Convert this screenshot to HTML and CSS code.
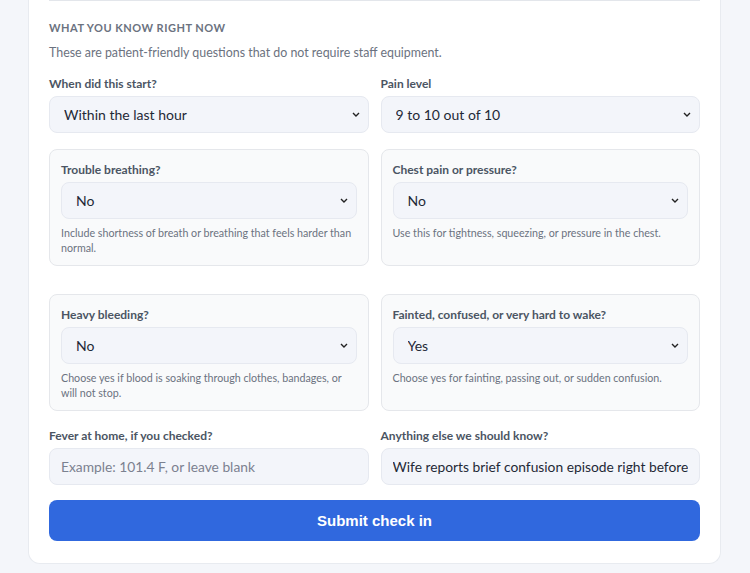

--

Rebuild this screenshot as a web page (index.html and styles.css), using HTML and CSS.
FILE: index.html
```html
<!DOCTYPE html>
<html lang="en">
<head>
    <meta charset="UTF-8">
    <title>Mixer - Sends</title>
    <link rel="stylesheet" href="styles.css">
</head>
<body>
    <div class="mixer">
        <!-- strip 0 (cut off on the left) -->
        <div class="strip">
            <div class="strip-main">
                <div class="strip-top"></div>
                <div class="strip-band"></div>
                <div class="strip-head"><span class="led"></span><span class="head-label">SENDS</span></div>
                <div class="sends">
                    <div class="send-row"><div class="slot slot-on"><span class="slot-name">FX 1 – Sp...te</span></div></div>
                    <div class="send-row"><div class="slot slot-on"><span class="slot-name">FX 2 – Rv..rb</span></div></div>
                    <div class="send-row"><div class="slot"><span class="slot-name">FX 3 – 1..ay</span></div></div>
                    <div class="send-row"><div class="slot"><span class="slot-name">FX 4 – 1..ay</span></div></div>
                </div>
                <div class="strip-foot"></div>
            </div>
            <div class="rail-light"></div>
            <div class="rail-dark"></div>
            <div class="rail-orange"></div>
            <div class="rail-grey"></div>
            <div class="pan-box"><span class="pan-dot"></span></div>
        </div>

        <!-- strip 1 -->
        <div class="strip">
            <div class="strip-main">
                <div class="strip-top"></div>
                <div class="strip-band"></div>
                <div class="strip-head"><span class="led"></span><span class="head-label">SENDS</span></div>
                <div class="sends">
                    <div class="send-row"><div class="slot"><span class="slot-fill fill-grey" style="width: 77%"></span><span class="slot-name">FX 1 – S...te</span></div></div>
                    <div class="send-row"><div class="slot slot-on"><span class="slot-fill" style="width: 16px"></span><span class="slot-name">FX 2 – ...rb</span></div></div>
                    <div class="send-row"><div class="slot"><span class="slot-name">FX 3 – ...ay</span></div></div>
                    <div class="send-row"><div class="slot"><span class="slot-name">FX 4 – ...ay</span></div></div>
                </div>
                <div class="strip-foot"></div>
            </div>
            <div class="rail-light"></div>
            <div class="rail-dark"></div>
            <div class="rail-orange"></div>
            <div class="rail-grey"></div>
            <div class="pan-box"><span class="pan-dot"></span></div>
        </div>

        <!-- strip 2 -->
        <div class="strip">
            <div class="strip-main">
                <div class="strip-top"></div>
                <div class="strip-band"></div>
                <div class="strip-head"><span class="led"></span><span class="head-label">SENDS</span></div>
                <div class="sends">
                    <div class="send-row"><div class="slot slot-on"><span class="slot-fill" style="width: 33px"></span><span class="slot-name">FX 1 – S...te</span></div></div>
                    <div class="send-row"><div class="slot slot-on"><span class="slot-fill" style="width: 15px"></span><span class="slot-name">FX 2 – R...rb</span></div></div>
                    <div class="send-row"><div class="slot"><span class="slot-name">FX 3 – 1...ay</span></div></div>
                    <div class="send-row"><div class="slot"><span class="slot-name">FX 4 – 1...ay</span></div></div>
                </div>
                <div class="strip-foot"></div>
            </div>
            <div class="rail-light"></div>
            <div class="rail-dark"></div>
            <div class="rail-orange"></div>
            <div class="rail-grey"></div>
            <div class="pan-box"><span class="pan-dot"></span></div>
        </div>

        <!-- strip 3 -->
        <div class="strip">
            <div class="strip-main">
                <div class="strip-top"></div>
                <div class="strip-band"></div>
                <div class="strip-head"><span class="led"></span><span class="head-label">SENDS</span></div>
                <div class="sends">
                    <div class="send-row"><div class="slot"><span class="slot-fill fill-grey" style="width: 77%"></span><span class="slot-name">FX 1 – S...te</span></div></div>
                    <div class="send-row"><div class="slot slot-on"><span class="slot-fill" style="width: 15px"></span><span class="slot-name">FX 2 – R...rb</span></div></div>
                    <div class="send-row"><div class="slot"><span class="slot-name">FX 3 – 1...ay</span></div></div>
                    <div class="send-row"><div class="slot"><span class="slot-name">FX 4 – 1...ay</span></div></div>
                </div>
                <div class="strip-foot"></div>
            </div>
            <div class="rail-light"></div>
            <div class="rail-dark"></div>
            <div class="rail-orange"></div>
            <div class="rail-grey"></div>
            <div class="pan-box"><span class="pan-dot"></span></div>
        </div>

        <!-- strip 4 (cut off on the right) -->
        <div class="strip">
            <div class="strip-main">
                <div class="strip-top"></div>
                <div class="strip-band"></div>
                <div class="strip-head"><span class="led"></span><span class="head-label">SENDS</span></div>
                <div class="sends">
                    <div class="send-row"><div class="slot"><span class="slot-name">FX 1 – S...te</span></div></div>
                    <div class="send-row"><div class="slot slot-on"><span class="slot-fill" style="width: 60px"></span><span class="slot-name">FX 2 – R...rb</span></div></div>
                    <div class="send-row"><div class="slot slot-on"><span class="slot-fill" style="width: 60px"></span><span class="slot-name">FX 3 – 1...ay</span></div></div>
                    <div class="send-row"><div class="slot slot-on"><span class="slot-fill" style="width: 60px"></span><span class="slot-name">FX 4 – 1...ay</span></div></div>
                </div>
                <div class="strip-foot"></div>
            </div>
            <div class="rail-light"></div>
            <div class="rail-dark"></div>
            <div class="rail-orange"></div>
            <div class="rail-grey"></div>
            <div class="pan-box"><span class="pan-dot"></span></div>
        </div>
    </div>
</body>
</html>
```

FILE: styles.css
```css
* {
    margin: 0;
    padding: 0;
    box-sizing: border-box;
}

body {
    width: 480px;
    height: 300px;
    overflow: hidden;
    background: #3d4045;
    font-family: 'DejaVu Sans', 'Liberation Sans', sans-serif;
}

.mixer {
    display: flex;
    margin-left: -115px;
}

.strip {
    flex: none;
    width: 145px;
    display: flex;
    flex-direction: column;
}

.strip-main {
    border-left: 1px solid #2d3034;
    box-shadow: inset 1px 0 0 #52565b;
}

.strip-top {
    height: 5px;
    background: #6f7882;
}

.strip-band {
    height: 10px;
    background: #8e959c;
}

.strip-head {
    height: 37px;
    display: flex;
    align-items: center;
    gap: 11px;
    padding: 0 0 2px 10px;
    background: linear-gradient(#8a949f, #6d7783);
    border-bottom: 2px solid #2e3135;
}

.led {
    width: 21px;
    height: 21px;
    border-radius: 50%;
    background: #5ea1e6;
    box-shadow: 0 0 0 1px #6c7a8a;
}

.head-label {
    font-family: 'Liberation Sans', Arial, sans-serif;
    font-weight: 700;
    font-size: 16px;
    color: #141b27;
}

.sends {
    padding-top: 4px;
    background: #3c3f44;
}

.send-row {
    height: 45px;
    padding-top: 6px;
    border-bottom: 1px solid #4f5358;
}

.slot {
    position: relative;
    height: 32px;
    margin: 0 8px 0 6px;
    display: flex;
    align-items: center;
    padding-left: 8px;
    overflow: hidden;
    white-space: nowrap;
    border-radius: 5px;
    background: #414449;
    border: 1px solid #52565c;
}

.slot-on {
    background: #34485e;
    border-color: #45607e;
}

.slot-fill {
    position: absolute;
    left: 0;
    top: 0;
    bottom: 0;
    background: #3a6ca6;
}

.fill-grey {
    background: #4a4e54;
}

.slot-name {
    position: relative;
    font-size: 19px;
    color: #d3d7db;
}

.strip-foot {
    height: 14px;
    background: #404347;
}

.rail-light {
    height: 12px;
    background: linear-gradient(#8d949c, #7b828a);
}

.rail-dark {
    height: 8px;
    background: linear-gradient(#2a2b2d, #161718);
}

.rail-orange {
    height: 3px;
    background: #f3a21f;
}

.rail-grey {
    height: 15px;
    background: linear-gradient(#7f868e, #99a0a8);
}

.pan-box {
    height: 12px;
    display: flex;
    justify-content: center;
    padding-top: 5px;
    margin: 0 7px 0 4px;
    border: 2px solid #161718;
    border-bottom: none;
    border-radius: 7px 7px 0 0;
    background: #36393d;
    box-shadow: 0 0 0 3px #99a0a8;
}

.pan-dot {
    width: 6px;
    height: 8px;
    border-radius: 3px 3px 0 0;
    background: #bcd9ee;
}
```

- YOUR GOAL: Find the word "styles" in the entries above and gather every line that holds it.

- EXERCISE RESPONSE:
Rebuild this screenshot as a web page (index.html and styles.css), using HTML and CSS.
    <link rel="stylesheet" href="styles.css">
FILE: styles.css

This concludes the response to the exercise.